Pork Chop: We live on opposite ends of the USA, The freight alone might be more than the carving is worth. It will be a while before I do this again anyway as I have sanded by hand so much on this one that 2 of my fingers have split open!

Thanks again guys!
Kirby
 
The barrel heaviness just means you need to carry the rifle a little further forward. The trade off is a rifle that hangs steady when you aim it. You'll soon get used to it.

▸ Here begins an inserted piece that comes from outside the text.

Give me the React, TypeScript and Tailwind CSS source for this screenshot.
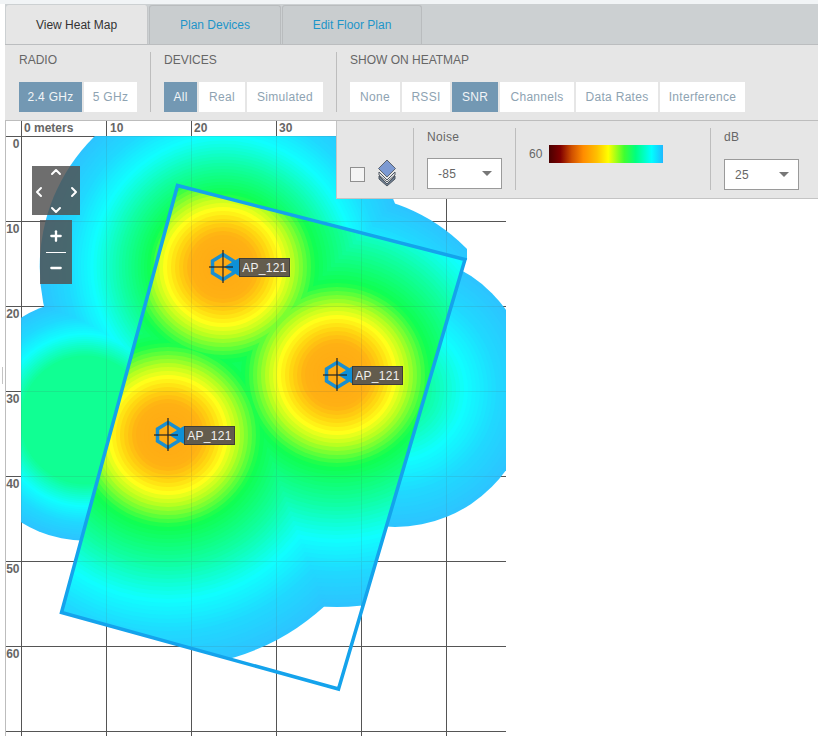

A swamped barrel starts off heavy at the breech and tapers toward the muzzle. At some point nearer the muzzle it flares out again, but not as large as it is at the breech. For a diagram of this, go to Track of the Wolf's web-site and look under gun parts and then under barrels.
 
Russ T Frizzen: thanks for the definition I will go check out T.O.T.W. barrels section. That is where I bought this Lyman kit from.

Robert 58:
I will most certainly post the finished project but I could do one better. I have been taking pictures of the whole project. I could start another thread and do a build along if anybody wants to see me flail through this thing. My methods may not be conventional but what the heck. I am doing it with what equipment I had and a kit I could afford. With no direct tutor to help, I am being creative as I go. It will definitely be MY unique gun when I am done with it. :grin:
If anybody wants to see a build along, all I need is a little encouragement to post the pictures and write out what I was thinking.

Kirby
 
mahtosapanumpa said:
So, leaving the barrel heavy, and adding weight to the stock, will that counteract the accuracy of the heavy barrel or will the heavier stock help steady the whole gun?

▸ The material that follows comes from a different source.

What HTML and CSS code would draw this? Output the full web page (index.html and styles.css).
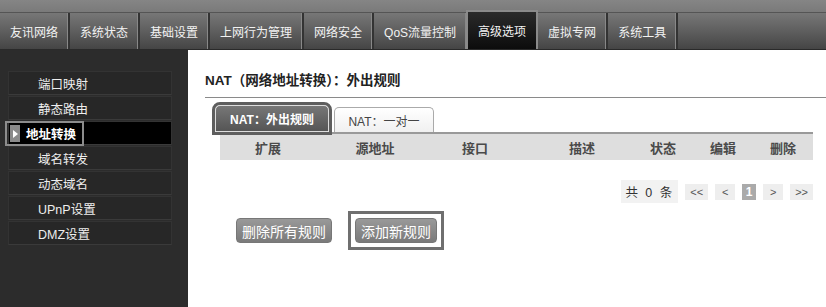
FILE: index.html
```html
<!DOCTYPE html>
<html lang="zh-CN">
<head>
    <meta charset="UTF-8">
    <title>高级选项 - 地址转换</title>
    <link rel="stylesheet" href="styles.css">
</head>
<body>
    <div class="topline"></div>

    <!-- main menu -->
    <div class="nav">
        <a class="nav-item">友讯网络</a>
        <a class="nav-item">系统状态</a>
        <a class="nav-item">基础设置</a>
        <a class="nav-item">上网行为管理</a>
        <a class="nav-item">网络安全</a>
        <a class="nav-item">QoS流量控制</a>
        <a class="nav-item active">高级选项</a>
        <a class="nav-item">虚拟专网</a>
        <a class="nav-item">系统工具</a>
    </div>

    <div class="main">
        <div class="sidebar">
            <ul class="menu">
                <li>端口映射</li>
                <li>静态路由</li>
                <li class="current"><span class="mark"><i class="arrow"></i>地址转换</span></li>
                <li>域名转发</li>
                <li>动态域名</li>
                <li>UPnP设置</li>
                <li>DMZ设置</li>
            </ul>
        </div>

        <div class="content">
            <h2 class="title">NAT（网络地址转换）：外出规则</h2>

            <div class="panel">
                <div class="tabs">
                    <div class="tab active">NAT：外出规则</div>
                    <div class="tab">NAT：一对一</div>
                </div>

                <div class="table-head">
                    <span class="c1">扩展</span>
                    <span class="c2">源地址</span>
                    <span class="c3">接口</span>
                    <span class="c4">描述</span>
                    <span class="c5">状态</span>
                    <span class="c6">编辑</span>
                    <span class="c7">删除</span>
                </div>

                <div class="pager">
                    <span class="total">共 0 条</span>
                    <span class="pg">&lt;&lt;</span>
                    <span class="pg">&lt;</span>
                    <span class="pg cur">1</span>
                    <span class="pg">&gt;</span>
                    <span class="pg">&gt;&gt;</span>
                </div>

                <div class="actions">
                    <button class="btn">删除所有规则</button>
                    <span class="btn-mark"><button class="btn">添加新规则</button></span>
                </div>
            </div>
        </div>
    </div>
</body>
</html>
```
FILE: styles.css
```css
body {
    margin: 0;
    width: 826px;
    height: 307px;
    overflow: hidden;
    background: #fff;
    font-family: "Liberation Sans", "Noto Sans CJK SC", sans-serif;
    font-size: 12px;
    color: #333;
}

/* top menu */
.topline {
    height: 12px;
    background: linear-gradient(#858585, #7a7a7a);
}

.nav {
    display: flex;
    height: 36px;
    background: linear-gradient(#777, #5c5c5c 55%, #454545);
    border-top: 1px solid #555;
    border-bottom: 1px solid #2a2a2a;
}

.nav-item {
    display: flex;
    align-items: center;
    padding: 0 10px;
    color: #f2f2f2;
    font-size: 12px;
    border-right: 2px solid #333;
    box-shadow: inset -1px 0 0 #888;
}

.nav-item.active {
    margin-top: -3px;
    margin-left: -2px;
    padding: 0 10px;
    background: linear-gradient(#2a2a2a, #0c0c0c);
    border: 2px solid #8a8a8a;
    border-bottom: none;
    box-shadow: none;
}

.main {
    display: flex;
    height: 258px;
}

/* left menu */
.sidebar {
    width: 188px;
    background: #2c2c2c;
    padding-top: 21px;
}

.menu {
    list-style: none;
    margin: 0;
    padding: 0;
}

.menu li {
    display: flex;
    align-items: center;
    height: 22px;
    margin: 0 16px 1px 8px;
    padding-left: 29px;
    background: #272727;
    border: 1px solid #333;
    border-bottom-color: #3a3a3a;
    color: #eee;
    font-size: 12.5px;
}

.menu li.current {
    padding-left: 0;
    background: #000;
    font-weight: bold;
    color: #fff;
}

.menu .mark {
    display: flex;
    align-items: center;
    height: 21px;
    margin-left: -4px;
    padding-right: 6px;
    border: 2px solid #8c8c8c;
}

.menu .arrow {
    width: 10px;
    height: 17px;
    margin: 0 6px 0 3px;
    background: #8a8a8a;
    position: relative;
}

.menu .arrow::after {
    content: "";
    position: absolute;
    left: 3px;
    top: 5px;
    border-left: 5px solid #fff;
    border-top: 4px solid transparent;
    border-bottom: 4px solid transparent;
}

/* content */
.content {
    flex: 1;
    padding: 19px 0 0 17px;
}

.title {
    margin: 0;
    padding-bottom: 8px;
    font-size: 13.5px;
    color: #222;
    border-bottom: 1px solid #8a8a8a;
}

.panel {
    margin: 2px 13px 0 15px;
}

.tabs {
    display: flex;
    align-items: flex-end;
    height: 32px;
    margin-left: -5px;
}

.tab {
    display: flex;
    align-items: center;
    justify-content: center;
    width: 98px;
    height: 24px;
    margin-right: 3px;
    border: 1px solid #aaa;
    border-bottom: none;
    border-radius: 5px 5px 0 0;
    background: linear-gradient(#fff, #f0f0f0);
    color: #444;
}

.tab.active {
    width: 112px;
    height: 25px;
    background: linear-gradient(#777, #555);
    border: 1px solid #ddd;
    color: #fff;
    font-weight: bold;
    outline: 3px solid #5e5e5e;
    margin-right: 5px;
}

.table-head {
    display: flex;
    align-items: center;
    height: 26px;
    background: #dedede;
    border-top: 2px solid #999;
    font-weight: bold;
    font-size: 13px;
    color: #4a4a4a;
}

.table-head span {
    text-align: center;
}

.c1 { width: 96px; }
.c2 { width: 118px; }
.c3 { width: 82px; }
.c4 { width: 132px; }
.c5 { width: 30px; }
.c6 { width: 90px; }
.c7 { width: 30px; }

.pager {
    display: flex;
    justify-content: flex-end;
    align-items: center;
    gap: 7px;
    margin-top: 20px;
    font-size: 11px;
    color: #555;
}

.pager .total {
    font-size: 12.5px;
    letter-spacing: 2px;
    padding: 2px 4px;
    background: #f2f2f2;
    color: #333;
}

.pager .pg {
    min-width: 10px;
    padding: 2px 5px;
    background: #eee;
    text-align: center;
}

.pager .pg.cur {
    background: #aaa;
    color: #fff;
    font-weight: bold;
    font-size: 12px;
    padding: 1px 2px;
}

.actions {
    display: flex;
    align-items: center;
    gap: 16px;
    margin-top: 8px;
    padding-left: 16px;
}

.btn {
    height: 25px;
    padding: 0 5px;
    font-family: inherit;
    font-size: 14px;
    color: #fff;
    background: linear-gradient(#999, #7a7a7a);
    border: 1px solid #777;
    border-radius: 4px;
}

.btn-mark {
    padding: 4px 4px;
    border: 3px solid #6f6f6f;
}
```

Adding weight to the butt stock without removing weight from the barrel or forestock will not adversely affect accuracy (unless it's now so heavy you can't comfortably shoulder it). The gun will still exhibit the inertia (resistance to movement) it originally had. Adding aft weight will reduce the felt recoil, and in that sense could actually help accuracy a bit as your natural anticipation of and compensation for the recoil will be reduced.